Commercial Aviation
ANA Holdings Completes Acquisition of Nippon Cargo Airlines Boosting Japan Air Cargo
ANA Holdings completes acquisition of Nippon Cargo Airlines, creating Japan’s largest passenger and cargo carrier with expanded global air freight capacity.
ANA Holdings Completes Strategic Acquisition of Nippon Cargo Airlines: Transforming Japan’s Air Cargo Landscape
The airlines industry marked a pivotal event on August 1, 2025, as ANA Holdings finalized its acquisition of Nippon Cargo Airlines (NCA), following an extended regulatory process and international scrutiny. This acquisition positions ANA as Japan’s largest combination passenger and cargo carrier and elevates the group to the 14th largest airline group globally by cargo transport weight. The deal is not just a merger; it’s a strategic realignment of Japan’s air cargo infrastructure at a time of growing global demand and evolving trade dynamics. By integrating NCA’s specialized large freighter expertise with ANA’s extensive international network, the combined entity enhances capacity between Japan and major markets in Asia, Europe, and North America.
This consolidation comes amid robust global air cargo growth, with the industry experiencing double-digit demand increases in 2024 and expectations for continued expansion, despite emerging challenges from geopolitical tensions and changing trade policies. The ANA-NCA integration is both a response to and a driver of these evolving industry dynamics.
Historical Foundation and Corporate Evolution
The ANA-NCA relationship dates back to 1978, when Nippon Cargo Airlines was established as Japan’s first all-cargo airline. NCA’s founding was a collaborative effort among major shipping companies and All Nippon Airways (ANA), reflecting the growing importance of air freight in Japan’s export-driven economy. The initial ownership structure included Nippon Yusen, Yamashita-Shinnihon Steamship, Kawasaki Kisen Kaisha, and ANA, among others, demonstrating a broad commitment across industries to dedicated air cargo capacity.

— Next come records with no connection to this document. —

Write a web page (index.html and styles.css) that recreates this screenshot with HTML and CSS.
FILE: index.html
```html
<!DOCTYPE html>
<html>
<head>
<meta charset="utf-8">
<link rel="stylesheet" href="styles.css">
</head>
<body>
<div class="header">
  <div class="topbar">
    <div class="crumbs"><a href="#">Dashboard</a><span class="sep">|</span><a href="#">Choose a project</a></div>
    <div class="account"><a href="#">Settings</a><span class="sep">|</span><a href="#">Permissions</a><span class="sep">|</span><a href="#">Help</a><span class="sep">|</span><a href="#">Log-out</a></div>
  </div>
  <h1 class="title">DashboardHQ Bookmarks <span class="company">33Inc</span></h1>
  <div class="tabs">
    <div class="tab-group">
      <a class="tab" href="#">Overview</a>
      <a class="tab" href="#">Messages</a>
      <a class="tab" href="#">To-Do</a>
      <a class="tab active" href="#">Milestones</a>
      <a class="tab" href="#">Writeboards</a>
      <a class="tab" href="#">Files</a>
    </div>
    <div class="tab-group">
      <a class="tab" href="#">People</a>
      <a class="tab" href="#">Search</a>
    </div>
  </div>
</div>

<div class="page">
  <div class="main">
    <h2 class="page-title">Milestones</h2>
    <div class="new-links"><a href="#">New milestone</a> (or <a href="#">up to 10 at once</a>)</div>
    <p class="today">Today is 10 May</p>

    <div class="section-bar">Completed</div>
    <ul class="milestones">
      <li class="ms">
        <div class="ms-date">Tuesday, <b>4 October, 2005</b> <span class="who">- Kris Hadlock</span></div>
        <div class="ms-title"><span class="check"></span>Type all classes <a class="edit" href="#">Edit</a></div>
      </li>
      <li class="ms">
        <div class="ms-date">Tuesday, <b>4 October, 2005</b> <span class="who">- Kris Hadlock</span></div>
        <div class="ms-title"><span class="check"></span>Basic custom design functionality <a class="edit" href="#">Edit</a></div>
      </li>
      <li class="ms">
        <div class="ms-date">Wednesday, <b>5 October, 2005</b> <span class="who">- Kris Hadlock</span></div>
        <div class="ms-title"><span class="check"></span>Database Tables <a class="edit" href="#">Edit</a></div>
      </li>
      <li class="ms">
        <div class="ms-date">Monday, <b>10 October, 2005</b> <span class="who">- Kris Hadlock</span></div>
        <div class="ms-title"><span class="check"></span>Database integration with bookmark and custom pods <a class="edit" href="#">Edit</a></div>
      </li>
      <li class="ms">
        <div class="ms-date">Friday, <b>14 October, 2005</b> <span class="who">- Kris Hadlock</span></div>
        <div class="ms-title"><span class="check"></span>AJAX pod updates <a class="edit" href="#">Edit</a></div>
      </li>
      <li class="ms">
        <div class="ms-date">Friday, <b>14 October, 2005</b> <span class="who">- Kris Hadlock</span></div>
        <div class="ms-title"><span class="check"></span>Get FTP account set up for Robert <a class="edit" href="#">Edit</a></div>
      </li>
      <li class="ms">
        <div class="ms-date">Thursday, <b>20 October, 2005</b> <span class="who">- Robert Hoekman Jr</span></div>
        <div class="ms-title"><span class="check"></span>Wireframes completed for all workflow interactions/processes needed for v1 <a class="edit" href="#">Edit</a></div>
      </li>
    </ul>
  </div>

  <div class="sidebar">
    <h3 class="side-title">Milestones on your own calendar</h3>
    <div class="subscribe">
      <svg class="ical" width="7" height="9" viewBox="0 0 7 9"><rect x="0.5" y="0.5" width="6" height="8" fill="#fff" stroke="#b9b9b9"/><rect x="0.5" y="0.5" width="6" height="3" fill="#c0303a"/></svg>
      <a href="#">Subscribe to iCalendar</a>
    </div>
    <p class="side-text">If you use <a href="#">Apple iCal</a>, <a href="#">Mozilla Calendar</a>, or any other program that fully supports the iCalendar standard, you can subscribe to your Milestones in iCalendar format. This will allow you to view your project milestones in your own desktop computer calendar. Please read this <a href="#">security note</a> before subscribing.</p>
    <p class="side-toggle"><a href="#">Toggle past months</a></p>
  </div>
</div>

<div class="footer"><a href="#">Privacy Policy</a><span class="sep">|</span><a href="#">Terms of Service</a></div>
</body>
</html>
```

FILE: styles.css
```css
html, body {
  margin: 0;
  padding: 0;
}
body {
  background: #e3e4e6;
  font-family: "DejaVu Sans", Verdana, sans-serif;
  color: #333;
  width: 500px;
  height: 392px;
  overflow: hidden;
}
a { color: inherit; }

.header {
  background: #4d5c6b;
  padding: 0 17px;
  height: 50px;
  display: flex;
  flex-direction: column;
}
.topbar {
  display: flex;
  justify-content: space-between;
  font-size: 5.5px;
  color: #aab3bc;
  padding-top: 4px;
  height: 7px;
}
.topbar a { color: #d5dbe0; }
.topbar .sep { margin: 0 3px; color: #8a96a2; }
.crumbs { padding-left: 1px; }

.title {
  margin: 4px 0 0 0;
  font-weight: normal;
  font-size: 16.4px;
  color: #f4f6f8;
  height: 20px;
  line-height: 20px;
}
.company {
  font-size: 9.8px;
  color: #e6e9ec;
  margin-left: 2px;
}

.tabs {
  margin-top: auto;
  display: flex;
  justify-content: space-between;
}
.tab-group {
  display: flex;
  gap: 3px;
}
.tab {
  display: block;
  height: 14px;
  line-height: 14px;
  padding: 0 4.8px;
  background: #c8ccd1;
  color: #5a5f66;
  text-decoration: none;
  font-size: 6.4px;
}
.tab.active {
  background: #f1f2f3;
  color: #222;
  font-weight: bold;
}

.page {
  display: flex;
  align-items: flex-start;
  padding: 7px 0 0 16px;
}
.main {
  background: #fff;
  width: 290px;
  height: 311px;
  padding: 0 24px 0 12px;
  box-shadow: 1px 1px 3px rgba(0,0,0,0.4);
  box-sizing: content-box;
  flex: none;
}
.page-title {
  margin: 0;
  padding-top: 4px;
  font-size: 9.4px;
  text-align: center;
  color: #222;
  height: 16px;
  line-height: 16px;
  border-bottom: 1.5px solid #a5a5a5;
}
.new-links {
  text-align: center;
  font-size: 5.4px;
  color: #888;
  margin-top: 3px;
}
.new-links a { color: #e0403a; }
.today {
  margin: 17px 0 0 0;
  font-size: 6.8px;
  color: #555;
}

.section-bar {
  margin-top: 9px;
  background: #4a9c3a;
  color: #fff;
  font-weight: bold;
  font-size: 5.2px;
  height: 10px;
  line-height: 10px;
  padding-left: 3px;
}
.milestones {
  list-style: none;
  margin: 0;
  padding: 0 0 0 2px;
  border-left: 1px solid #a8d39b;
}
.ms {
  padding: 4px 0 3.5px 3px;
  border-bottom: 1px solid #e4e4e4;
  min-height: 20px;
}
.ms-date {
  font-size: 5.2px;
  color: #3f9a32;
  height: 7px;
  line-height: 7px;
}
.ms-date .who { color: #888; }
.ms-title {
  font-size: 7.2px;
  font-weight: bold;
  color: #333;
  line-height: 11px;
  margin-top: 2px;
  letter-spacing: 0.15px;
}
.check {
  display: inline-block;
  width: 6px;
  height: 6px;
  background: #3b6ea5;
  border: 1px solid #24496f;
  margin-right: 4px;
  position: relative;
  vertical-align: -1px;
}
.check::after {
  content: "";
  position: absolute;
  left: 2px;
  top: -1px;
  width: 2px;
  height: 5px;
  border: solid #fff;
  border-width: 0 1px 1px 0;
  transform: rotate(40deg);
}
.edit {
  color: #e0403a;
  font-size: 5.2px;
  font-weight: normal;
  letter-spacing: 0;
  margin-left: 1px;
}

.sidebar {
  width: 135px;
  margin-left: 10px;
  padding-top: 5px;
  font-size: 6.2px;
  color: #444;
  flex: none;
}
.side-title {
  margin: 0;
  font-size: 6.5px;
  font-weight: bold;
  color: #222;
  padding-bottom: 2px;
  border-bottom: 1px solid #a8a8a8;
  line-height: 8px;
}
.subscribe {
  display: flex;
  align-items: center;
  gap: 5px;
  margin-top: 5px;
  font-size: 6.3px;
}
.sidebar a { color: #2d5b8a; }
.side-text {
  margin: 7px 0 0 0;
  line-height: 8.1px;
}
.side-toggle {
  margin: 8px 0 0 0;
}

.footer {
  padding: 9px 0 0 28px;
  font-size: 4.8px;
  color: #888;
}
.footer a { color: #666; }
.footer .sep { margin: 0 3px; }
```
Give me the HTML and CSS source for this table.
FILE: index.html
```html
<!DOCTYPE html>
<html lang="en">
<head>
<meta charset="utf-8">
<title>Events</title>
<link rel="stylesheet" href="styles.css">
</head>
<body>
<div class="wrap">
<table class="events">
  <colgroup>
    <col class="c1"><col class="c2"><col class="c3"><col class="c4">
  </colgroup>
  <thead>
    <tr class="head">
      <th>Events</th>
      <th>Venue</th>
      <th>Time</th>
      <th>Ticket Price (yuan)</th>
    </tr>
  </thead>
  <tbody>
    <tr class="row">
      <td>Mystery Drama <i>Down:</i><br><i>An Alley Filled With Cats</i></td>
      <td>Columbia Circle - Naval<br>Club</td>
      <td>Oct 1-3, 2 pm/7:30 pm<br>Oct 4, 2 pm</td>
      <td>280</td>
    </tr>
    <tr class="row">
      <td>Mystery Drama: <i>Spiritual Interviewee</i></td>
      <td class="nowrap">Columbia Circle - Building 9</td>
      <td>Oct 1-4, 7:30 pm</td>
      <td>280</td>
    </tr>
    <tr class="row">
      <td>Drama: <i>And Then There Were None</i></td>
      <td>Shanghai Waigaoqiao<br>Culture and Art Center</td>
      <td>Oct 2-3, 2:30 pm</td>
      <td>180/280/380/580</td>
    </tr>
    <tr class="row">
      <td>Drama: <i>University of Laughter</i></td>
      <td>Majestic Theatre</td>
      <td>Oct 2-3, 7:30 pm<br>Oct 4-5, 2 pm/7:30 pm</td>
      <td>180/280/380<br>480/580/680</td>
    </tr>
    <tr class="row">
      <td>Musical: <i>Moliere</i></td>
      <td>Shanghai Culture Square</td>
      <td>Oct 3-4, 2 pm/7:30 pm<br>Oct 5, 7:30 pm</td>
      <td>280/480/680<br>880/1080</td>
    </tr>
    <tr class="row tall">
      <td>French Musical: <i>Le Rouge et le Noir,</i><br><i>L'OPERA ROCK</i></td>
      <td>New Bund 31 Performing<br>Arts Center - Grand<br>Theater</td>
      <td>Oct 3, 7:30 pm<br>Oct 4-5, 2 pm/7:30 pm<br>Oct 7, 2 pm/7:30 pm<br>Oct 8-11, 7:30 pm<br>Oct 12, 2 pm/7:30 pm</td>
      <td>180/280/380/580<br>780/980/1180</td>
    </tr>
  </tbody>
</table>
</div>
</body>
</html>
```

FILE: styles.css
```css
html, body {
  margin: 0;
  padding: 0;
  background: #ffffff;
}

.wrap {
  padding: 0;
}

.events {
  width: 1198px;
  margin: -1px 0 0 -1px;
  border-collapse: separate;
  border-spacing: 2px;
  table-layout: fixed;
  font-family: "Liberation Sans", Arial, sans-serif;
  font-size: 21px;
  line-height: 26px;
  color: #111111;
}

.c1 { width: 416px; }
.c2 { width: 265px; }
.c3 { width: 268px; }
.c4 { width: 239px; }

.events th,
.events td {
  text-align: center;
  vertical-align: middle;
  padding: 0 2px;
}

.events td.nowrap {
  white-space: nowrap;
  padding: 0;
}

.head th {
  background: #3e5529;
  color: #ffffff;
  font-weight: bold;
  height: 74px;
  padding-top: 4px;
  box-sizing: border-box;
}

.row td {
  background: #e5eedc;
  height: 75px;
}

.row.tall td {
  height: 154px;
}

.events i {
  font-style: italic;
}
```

Throughout the 1980s and 1990s, ANA maintained a significant stake in NCA, holding 27.5% and engaging in technical partnerships and operational coordination. In 2005, ANA sold its stake to Nippon Yusen, making NCA a wholly owned subsidiary of the shipping giant. Despite the sale, partnerships continued, including aircraft charter arrangements and shared ground handling services.
This history of collaboration and strategic divestment set the stage for the 2025 reacquisition. The circular nature of ANA’s involvement with NCA, from co-founding to divestment and now reacquisition, illustrates the dynamic nature of partnerships in Japan’s aviation sector, where strategic assets are continually optimized to meet changing market needs.
The Acquisition Journey: From Announcement to Completion
The acquisition process began with a March 7, 2023 announcement, with both companies targeting an October 2023 close. However, the deal required approval from multiple international regulators, leading to eight separate postponements. The transaction was structured as a simplified share exchange, with ANA Holdings issuing 3.926 million shares to Nippon Yusen in exchange for 400 million NCA shares, initially valued at approximately ¥11 billion.
Regulatory hurdles included reviews by the Japan Fair Trade Commission, Singapore’s Competition and Consumer Commission, and China’s State Administration for Market Regulation. Singapore’s review focused on potential impacts on air cargo services between Singapore and Japan, while China’s lengthy review led to legally binding commitments from ANA to ensure fair competition on China-Japan routes. The final approval from Chinese authorities came in July 2025, clearing the way for the deal’s completion on August 1, 2025.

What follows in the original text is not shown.